I think it goes back to the warning Paul gave at the beginning of chapter 3. We are living in a world that is chasing after lies. People everywhere are being deceived and then deceiving others. So how do we survive in a world taken over by evil and deception? We follow the truth. We know that humans were created to glorify God and live in relationship with Him but that we are separated by our sin. Our own sinful nature and selfishness stops us from having the relationship with God that we were meant to have. The only way that we can be in a right relationship with God is if we are freed from our sin and in order for us to be free from our sin we need a perfect sacrifice to take the punishment of sin upon Himself. And that sacrifice was Jesus Christ. He was perfect and although He didn’t deserve the punishment He willingly took the punishment of our sin upon Himself.

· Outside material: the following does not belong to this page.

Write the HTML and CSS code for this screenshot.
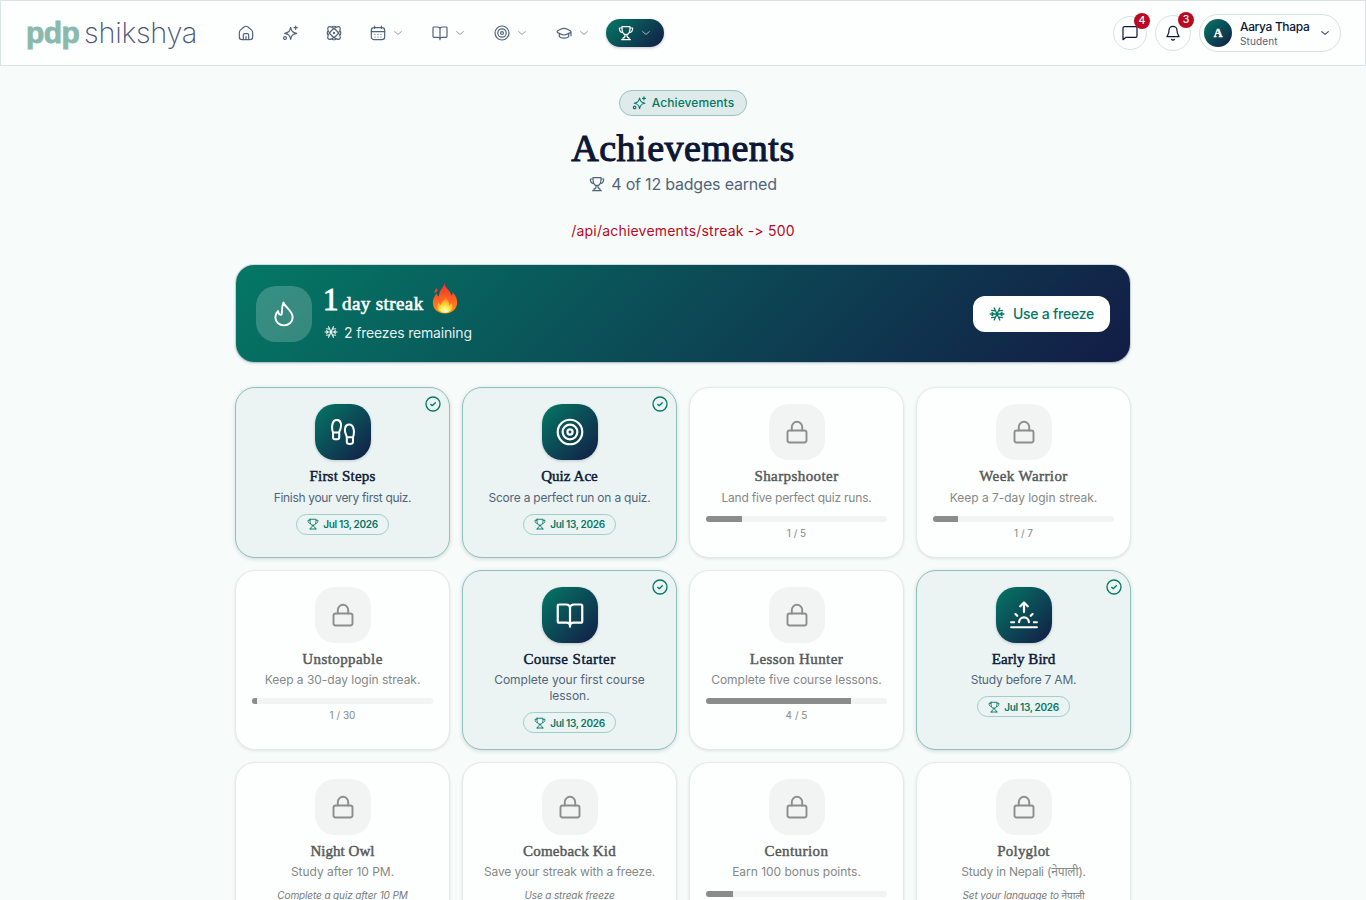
FILE: index.html
```html
<!DOCTYPE html>
<html lang="en">
<head>
<meta charset="utf-8">
<title>Achievements</title>
<link rel="stylesheet" href="styles.css">
</head>
<body>
<svg class="defs" width="0" height="0">
  <defs>
    <linearGradient id="fire" x1="0" y1="0" x2="0" y2="1"><stop offset="0" stop-color="#e8302c"/><stop offset=".55" stop-color="#ff6422"/><stop offset="1" stop-color="#ff9b12"/></linearGradient>
    <radialGradient id="glow" cx=".5" cy=".9" r=".75"><stop offset="0" stop-color="#fffbe0"/><stop offset=".4" stop-color="#ffe94d"/><stop offset="1" stop-color="#ff8a1e"/></radialGradient>
  </defs>
  <symbol id="home" viewBox="0 0 24 24"><path d="M2 11.500c0-2 .6-3 2-4.200l5-4.300c2-1.500 4-1.500 6 0l5 4.300c1.400 1.200 2 2.200 2 4.200V18c0 2.800-1 4-4 4H6c-3 0-4-1.200-4-4zM8 22v-7c0-1.400.7-2 2-2h4c1.300 0 2 .6 2 2v7M12 17.500V22"/></symbol>
  <symbol id="sparkles" viewBox="0 0 24 24"><path d="M13 3.500c1.200 6 3 7.800 9 9-6 1.200-7.800 3-9 9-1.200-6-3-7.800-9-9 6-1.200 7.800-3 9-9zM20.500 1.500v5M18 4h5"/><circle cx="4.500" cy="19.500" r="2.200"/></symbol>
  <symbol id="atom" viewBox="0 0 24 24"><ellipse cx="12" cy="12" rx="12.300" ry="5.200" transform="rotate(45 12 12)"/><ellipse cx="12" cy="12" rx="12.300" ry="5.200" transform="rotate(-45 12 12)"/><path d="M9.500 2.300q2.500-.8 5 0M9.500 21.700q2.500.8 5 0M2.300 9.500q-.8 2.500 0 5M21.700 9.500q.8 2.500 0 5"/><circle cx="12" cy="12" r=".8"/></symbol>
  <symbol id="calendar" viewBox="0 0 24 24"><rect x="2" y="4" width="20" height="18" rx="4"/><path d="M7 1.800V5M17 1.800V5M2 10h20M7.500 14h.01M12 14h.01M16.500 14h.01M7.500 18h.01M12 18h.01M16.500 18h.01"/></symbol>
  <symbol id="book" viewBox="0 0 24 24"><path d="M12 6.200C12 4.200 10.500 3 8.500 3H2.800c-.8 0-1.300.5-1.300 1.300v13c0 .8.500 1.300 1.300 1.300H9c1.800 0 3 .8 3 2.400 0-1.600 1.200-2.400 3-2.400h6.200c.8 0 1.300-.5 1.300-1.300v-13c0-.8-.5-1.300-1.300-1.300h-5.700c-2 0-3.500 1.200-3.500 3.200zM12 6.200V22"/></symbol>
  <symbol id="target" viewBox="0 0 24 24"><circle cx="12" cy="12" r="10.500"/><circle cx="12" cy="12" r="6.300"/><circle cx="12" cy="12" r="2.200"/></symbol>
  <symbol id="cap" viewBox="0 0 24 24"><path d="M1.500 10c0-1.200 7-5 10.500-5s10.500 3.800 10.500 5-7 5-10.500 5-10.500-3.800-10.500-5zM5 12.500v5c2 3 12 3 14 0v-5M22.500 10v6"/></symbol>
  <symbol id="trophy" viewBox="0 0 24 24"><path d="M6 2.500h12c.2 6.200-.8 12-6 12s-6.200-5.800-6-12zM6 4.500H2c0 4 1.500 6.500 5 7M18 4.500h4c0 4-1.500 6.500-5 7M10.800 14.500c0 3-1 4.500-3.300 5v2.500M13.300 14.500c0 3 1 4.500 3.300 5V22M5.500 22h13"/></symbol>
  <symbol id="down" viewBox="0 0 24 24"><path d="M4 8.500l8 7 8-7"/></symbol>
  <symbol id="chat" viewBox="0 0 24 24"><path d="M3.500 2.500h17A2 2 0 0 1 22.500 4.500v12a2 2 0 0 1-2 2H6l-4.500 3.500V4.500a2 2 0 0 1 2-2z"/></symbol>
  <symbol id="bell" viewBox="0 0 24 24"><path d="M6 8a6 6 0 0 1 12 0c0 7 3 8 3 9.500H3C3 16 6 15 6 8zM10 21.500a2.300 2.300 0 0 0 4 0"/></symbol>
  <symbol id="flame" viewBox="0 0 24 24"><path d="M12 22.500c-4.500 0-8-3.200-8-7.500 0-2.500 1-4.300 2.500-5.700.3 2.200 1 3.200 2.300 3.500 2.500.3 0-5 2.700-11.300C13 6 20 9 20 15c0 4.300-3.500 7.500-8 7.500z"/></symbol>
  <symbol id="snow" viewBox="0 0 24 24"><path d="M12 12L7.800 3M12 12l4.200-9M12 12H1.800M12 12h10.400M12 12l-4.200 9M12 12l4.200 9M4 6.500l5.200.8M20 6.500l-5.200.8M4 17.500l5.200-.8M20 17.500l-5.200-.8M4.500 9.500L7 12l-2.500 2.500M19.500 9.500L17 12l2.500 2.500"/></symbol>
  <symbol id="lock" viewBox="0 0 24 24"><rect x="2.500" y="10.500" width="19" height="12" rx="2.200"/><path d="M6.800 10.500V7a5.200 5.200 0 0 1 10.400 0v3.500"/></symbol>
  <symbol id="check" viewBox="0 0 24 24"><circle cx="12" cy="12" r="10.500"/><path d="M8.500 12.500l2.300 2L15.500 10"/></symbol>
  <symbol id="steps" viewBox="0 0 24 24"><path d="M2.800 12.500C1.500 9.500 1 .8 6.500.8c4 0 4.300 5.200 3 8.700-.5 1.200-1 2-1 3zM2.800 12.500h5.700V17c0 2.300-5.700 2.300-5.700 0zM21.200 16.800c1.300-3 1.800-11.700-3.700-11.700-4 0-4.300 5.200-3 8.700.5 1.200 1 2 1 3zM21.200 16.800h-5.700v4.500c0 2.300 5.700 2.300 5.700 0z"/></symbol>
  <symbol id="sunrise" viewBox="0 0 24 24"><path d="M12 9.500V1.500M8.800 4.500L12 1.300l3.200 3.200M1 22.500h22M1 18.200h2.500M20.500 18.200H23M4.700 11.200l1.500 1.500M19.300 11.200l-1.500 1.500M7.800 18.200a4.200 4.200 0 0 1 8.400 0"/></symbol>
</svg>

<header class="topbar">
  <div class="logo"><b class="logo-pdp">pdp</b><span class="logo-name">shikshya</span></div>
  <nav class="nav">
    <a class="nav-item"><svg class="i16"><use href="#home"/></svg></a>
    <a class="nav-item"><svg class="i16"><use href="#sparkles"/></svg></a>
    <a class="nav-item"><svg class="i16"><use href="#atom"/></svg></a>
    <a class="nav-item"><svg class="i16"><use href="#calendar"/></svg><svg class="chev"><use href="#down"/></svg></a>
    <a class="nav-item"><svg class="i16"><use href="#book"/></svg><svg class="chev"><use href="#down"/></svg></a>
    <a class="nav-item"><svg class="i16"><use href="#target"/></svg><svg class="chev"><use href="#down"/></svg></a>
    <a class="nav-item"><svg class="i16"><use href="#cap"/></svg><svg class="chev"><use href="#down"/></svg></a>
    <a class="nav-item active"><svg class="i16"><use href="#trophy"/></svg><svg class="chev"><use href="#down"/></svg></a>
  </nav>
  <div class="actions">
    <div class="round chat"><svg class="i16"><use href="#chat"/></svg><span class="count">4</span></div>
    <div class="round bell"><svg class="i16"><use href="#bell"/></svg><span class="count">3</span></div>
    <div class="profile">
      <span class="avatar">A</span>
      <div class="who"><span class="name">Aarya Thapa</span><span class="role">Student</span></div>
      <svg class="pchev"><use href="#down"/></svg>
    </div>
  </div>
</header>

<main class="page">
  <div class="tag"><svg class="i14"><use href="#sparkles"/></svg><span class="tag-text">Achievements</span></div>
  <h1 class="title">Achievements</h1>
  <div class="summary"><svg class="i16"><use href="#trophy"/></svg><span class="summary-text">4 of 12 badges earned</span></div>
  <p class="error">/api/achievements/streak -&gt; 500</p>

  <section class="streak">
    <div class="streak-icon"><svg class="i26"><use href="#flame"/></svg></div>
    <div class="streak-body">
      <div class="streak-line"><span class="num">1</span><span class="days">day streak</span>
        <svg class="fire" viewBox="0 0 26 32"><path fill="url(#fire)" d="M12.500 0c.2 4 3.500 6 5.500 9 .8 1.200 1.300 2.600 1.500 4 1-.8 1.500-2 1.400-3.500C23.500 12 26 16.500 25.500 21c-.6 6.500-5.500 10.500-12.500 10.500S.8 27.500.5 21C.2 16.500 2.500 13.500 4 10.500c.6 1.600 1.400 2.700 2.700 3.500C6.500 8.500 11 5.500 12.500 0zM4 5.500C6.300 6.500 5 9 3.200 10 1.500 10.500 2.500 7.500 4 5.500z"/><path fill="url(#glow)" d="M13.500 14c1 4 4.500 5 3.500 9 1.200-.5 2-1.500 2.200-3 2 3 2.300 5.500 0 8-3 3.500-9.500 3.500-12.500 0-2.500-3-2-5.500 0-8.500.2 1.700.8 2.700 2 3.500-.3-4 4-4 4.800-9z"/></svg>
      </div>
      <div class="freezes"><svg class="i14"><use href="#snow"/></svg><span class="freezes-text">2 freezes remaining</span></div>
    </div>
    <button class="freeze-btn"><svg class="i16"><use href="#snow"/></svg><span class="btn-text">Use a freeze</span></button>
  </section>

  <section class="grid">
    <article class="card earned"><svg class="tick"><use href="#check"/></svg><div class="tile"><svg class="i26"><use href="#steps"/></svg></div><h2 class="badge-name">First Steps</h2><p class="desc snug">Finish your very first quiz.</p><div class="date"><svg class="i12"><use href="#trophy"/></svg><span>Jul 13, 2026</span></div></article>
    <article class="card earned"><svg class="tick"><use href="#check"/></svg><div class="tile"><svg class="i28"><use href="#target"/></svg></div><h2 class="badge-name tight">Quiz Ace</h2><p class="desc close">Score a perfect run on a quiz.</p><div class="date"><svg class="i12"><use href="#trophy"/></svg><span>Jul 13, 2026</span></div></article>
    <article class="card locked"><div class="tile"><svg class="i24"><use href="#lock"/></svg></div><h2 class="badge-name wide">Sharpshooter</h2><p class="desc close">Land five perfect quiz runs.</p><div class="bar"><div class="fill" style="width:20%"></div></div><p class="progress">1 / 5</p></article>
    <article class="card locked"><div class="tile"><svg class="i24"><use href="#lock"/></svg></div><h2 class="badge-name wide">Week Warrior</h2><p class="desc">Keep a 7-day login streak.</p><div class="bar"><div class="fill" style="width:14%"></div></div><p class="progress">1 / 7</p></article>

    <article class="card locked"><div class="tile"><svg class="i24"><use href="#lock"/></svg></div><h2 class="badge-name wide">Unstoppable</h2><p class="desc">Keep a 30-day login streak.</p><div class="bar"><div class="fill" style="width:3%"></div></div><p class="progress">1 / 30</p></article>
    <article class="card earned"><svg class="tick"><use href="#check"/></svg><div class="tile"><svg class="i28"><use href="#book"/></svg></div><h2 class="badge-name wide">Course Starter</h2><p class="desc">Complete your first course<br>lesson.</p><div class="date"><svg class="i12"><use href="#trophy"/></svg><span>Jul 13, 2026</span></div></article>
    <article class="card locked"><div class="tile"><svg class="i24"><use href="#lock"/></svg></div><h2 class="badge-name wide">Lesson Hunter</h2><p class="desc">Complete five course lessons.</p><div class="bar"><div class="fill" style="width:80%"></div></div><p class="progress">4 / 5</p></article>
    <article class="card earned"><svg class="tick"><use href="#check"/></svg><div class="tile"><svg class="i28"><use href="#sunrise"/></svg></div><h2 class="badge-name tight">Early Bird</h2><p class="desc close">Study before 7 AM.</p><div class="date"><svg class="i12"><use href="#trophy"/></svg><span>Jul 13, 2026</span></div></article>

    <article class="card locked"><div class="tile"><svg class="i24"><use href="#lock"/></svg></div><h2 class="badge-name tight">Night Owl</h2><p class="desc">Study after 10 PM.</p><p class="hint">Complete a quiz after 10 PM</p></article>
    <article class="card locked"><div class="tile"><svg class="i24"><use href="#lock"/></svg></div><h2 class="badge-name">Comeback Kid</h2><p class="desc near">Save your streak with a freeze.</p><p class="hint">Use a streak freeze</p></article>
    <article class="card locked"><div class="tile"><svg class="i24"><use href="#lock"/></svg></div><h2 class="badge-name wide">Centurion</h2><p class="desc">Earn 100 bonus points.</p><div class="bar"><div class="fill" style="width:15%"></div></div></article>
    <article class="card locked"><div class="tile"><svg class="i24"><use href="#lock"/></svg></div><h2 class="badge-name">Polyglot</h2><p class="desc close">Study in Nepali (नेपाली).</p><p class="hint">Set your language to नेपाली</p></article>
  </section>
</main>
</body>
</html>
```
FILE: styles.css
```css
* { box-sizing: border-box; }
html, body { height: 900px; overflow: hidden; }
body { margin: 0; background: #f7fbfa; color: #0c1736; font-family: Inter, "Noto Sans", sans-serif; }
h1, h2, p { margin: 0; }
svg { display: block; flex: none; fill: none; stroke: currentColor; stroke-width: 1.8; stroke-linecap: round; stroke-linejoin: round; }
.defs { position: absolute; }
.i12 { width: 12px; height: 12px; }
.i14 { width: 14px; height: 14px; }
.i16 { width: 16px; height: 16px; }
.i24 { width: 24px; height: 24px; }
.i26 { width: 26px; height: 26px; }
.i28 { width: 28px; height: 28px; }

.topbar { display: flex; align-items: center; height: 66px; padding: 0 24px 0 25px; border: 1px solid #dae6e5; background: #fdfefe; }
.logo { display: flex; align-items: baseline; width: 200px; padding-bottom: 1px; line-height: 36px; white-space: nowrap; }
.logo-pdp { width: 58px; font: bold 30px/36px "Liberation Sans", sans-serif; letter-spacing: -.6px; color: #8bb9ad; -webkit-text-stroke: .8px #8bb9ad; }
.logo-name { font-size: 29px; font-weight: 200; letter-spacing: -.25px; color: #4b5378; }
.nav { display: flex; gap: 4px; color: #52647b; }
.nav-item { display: flex; align-items: center; gap: 6px; height: 28px; padding: 0 12px; border-radius: 14px; }
.nav .chev { width: 12px; height: 12px; padding: 1px; opacity: .7; stroke-width: 2.2; }
.active { color: #fff; background: linear-gradient(135deg, #047865, #131c46); box-shadow: 0 1px 3px rgba(15, 30, 60, .25); }
.actions { display: flex; align-items: center; gap: 8px; margin-left: auto; }
.round { position: relative; display: flex; align-items: center; justify-content: center; border: 1px solid #d5e4e2; border-radius: 50%; background: #fdfefe; color: #0c1736; }
.chat { width: 34px; height: 34px; }
.bell { width: 36px; height: 36px; }
.count { position: absolute; top: -4px; right: -4px; width: 16px; height: 16px; border-radius: 8px; background: #b90a22; color: #fff; font-size: 10.5px; font-weight: 500; line-height: 16px; text-align: center; }
.profile { display: flex; align-items: center; width: 142px; height: 38px; padding: 0 9px 0 4px; border: 1px solid #d5e4e2; border-radius: 19px; background: #fdfefe; }
.avatar { width: 28px; height: 28px; border-radius: 50%; background: linear-gradient(135deg, #047865, #131c46); color: #fff; font: bold 12px/28px "Liberation Serif", serif; text-align: center; -webkit-text-stroke: .5px #fff; }
.who { display: flex; flex-direction: column; width: 78px; margin-left: 8px; white-space: nowrap; }
.name { font-size: 12px; font-weight: 500; line-height: 15px; letter-spacing: -.35px; }
.role { font-size: 10px; line-height: 14px; color: #52647b; letter-spacing: .15px; }
.pchev { width: 12px; height: 12px; margin-left: 1px; padding: 1px; color: #3c4c66; stroke-width: 2.6; }

.page { display: flex; flex-direction: column; align-items: center; width: 896px; margin: 24px auto 0; }
.tag { display: flex; align-items: center; gap: 6px; height: 26px; padding: 0 12px; border: 1px solid #93c5bb; border-radius: 13px; background: #deebea; color: #047865; }
.tag svg { stroke-width: 2; }
.tag-text { padding-bottom: 2px; font-size: 12px; font-weight: 450; letter-spacing: .08px; }
.title { margin-top: 11px; font: 400 38px/42px "Liberation Serif", serif; letter-spacing: .5px; -webkit-text-stroke: 1.1px #0c1736; }
.summary { display: flex; align-items: center; gap: 6px; height: 24px; margin-top: 3px; color: #52647b; }
.summary-text { font-size: 16px; letter-spacing: -.2px; }
.error { height: 20px; margin-top: 25px; color: #b90a22; font-size: 14px; line-height: 20px; letter-spacing: .2px; font-variant-ligatures: none; font-feature-settings: "calt" 0; }
.streak { display: flex; align-items: center; width: 894px; height: 97px; margin-top: 24px; padding: 0 20px; border-radius: 18px; background: linear-gradient(135deg, #047865, #131c46); color: #fff; box-shadow: 0 0 0 1px rgba(12, 60, 80, .12), 0 1px 3px rgba(12, 30, 60, .25); }
.streak-icon { display: flex; align-items: center; justify-content: center; width: 56px; height: 56px; border-radius: 20px; background: rgba(255, 255, 255, .2); }
.streak-body { margin-left: 12px; margin-top: -2px; }
.streak-line { display: flex; align-items: baseline; height: 36px; font-family: "Liberation Serif", serif; }
.num { width: 18px; margin-left: -1px; margin-right: 1px; font-size: 31px; line-height: 33px; -webkit-text-stroke: 1px #fff; }
.days { font-size: 19px; line-height: 33px; letter-spacing: .4px; -webkit-text-stroke: .6px #fff; }
.fire { width: 26px; height: 31px; margin-left: 8px; align-self: flex-start; stroke: none; }
.freezes { display: flex; align-items: center; gap: 6px; height: 20px; margin-top: 3px; color: rgba(255, 255, 255, .92); }
.freezes-text { font-size: 14px; letter-spacing: -.17px; }
.freeze-btn { display: flex; align-items: center; gap: 8px; height: 36px; margin-left: auto; padding: 0 16px; border: 0; border-radius: 12px; background: #fff; color: #047865; font-family: inherit; }
.btn-text { font-size: 14px; font-weight: 500; letter-spacing: -.25px; }
.freezes svg, .freeze-btn svg { stroke-width: 2; }

.grid { display: grid; grid-template-columns: repeat(4, 215px); gap: 12px; margin-top: 25.4px; }
.card { position: relative; display: flex; flex-direction: column; align-items: center; min-height: 170.2px; padding: 16px; border: 1px solid #e3eae9; border-radius: 20px; background: #fdfefe; box-shadow: 0 1px 3px rgba(15, 30, 50, .1); }
.earned { border-color: #8cc2b8; background: #ebf4f3; box-shadow: 0 1px 4px rgba(15, 30, 50, .16); }
.tick { position: absolute; top: 8px; right: 8px; width: 16px; height: 16px; color: #047865; stroke-width: 2; }
.tile { display: flex; align-items: center; justify-content: center; width: 56px; height: 56px; border-radius: 20px; background: #f2f3f3; color: #8c8e8d; }
.earned .tile { background: linear-gradient(135deg, #047865, #131c46); color: #fff; box-shadow: 0 1px 3px rgba(15, 30, 50, .2); }
.tile svg { stroke-width: 1.9; }
.badge-name { margin-top: 8px; font: 400 15px/17.5px "Liberation Serif", serif; letter-spacing: .2px; -webkit-text-stroke: .45px currentColor; }
.wide { letter-spacing: .42px; }
.tight { letter-spacing: .05px; }
.desc { margin-top: 3.75px; color: #52647b; font-size: 12px; line-height: 16px; letter-spacing: -.02px; text-align: center; white-space: nowrap; }
.near { letter-spacing: -.12px; }
.close { letter-spacing: -.2px; }
.snug { letter-spacing: -.33px; }
.locked .badge-name { color: #555958; }
.locked .desc { color: #858987; }
.date { display: flex; align-items: center; gap: 4px; height: 21px; margin-top: 8px; padding: 0 10px; border: 1px solid #9fcfc5; border-radius: 11px; color: #047865; font-size: 10px; font-weight: 600; letter-spacing: -.33px; white-space: nowrap; }
.bar { width: 181px; height: 6px; margin-top: 10.2px; border-radius: 3px; background: #f2f3f3; overflow: hidden; }
.fill { height: 6px; background: #8a8c8b; }
.progress { margin-top: 4px; color: #858987; font-size: 10px; line-height: 15px; }
.hint { margin-top: 8px; color: #777b79; font-size: 10px; font-style: italic; line-height: 15px; letter-spacing: -.12px; white-space: nowrap; }
```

Then He defeated the power of sin and death by rising from the dead three days later.
The way we know this truth is because God revealed it to us through the Bible. The church can change in many ways. We can change the cloths our pastors wear, the buildings we meet in or the style of songs we sing. But if we do not hold fast to the Word of God we will loose the truth and we will be taken over by deception.
The word of God is what holds us all accountable. Rob and I are accountable to you to the district and to the elders. But more then that all of us are accountable to the word of God.
Not because the paper or binding or the ink is magic. We all are accountable to the Bible because through it God convicts us of our nature and reveals to us the good news of Jesus Christ.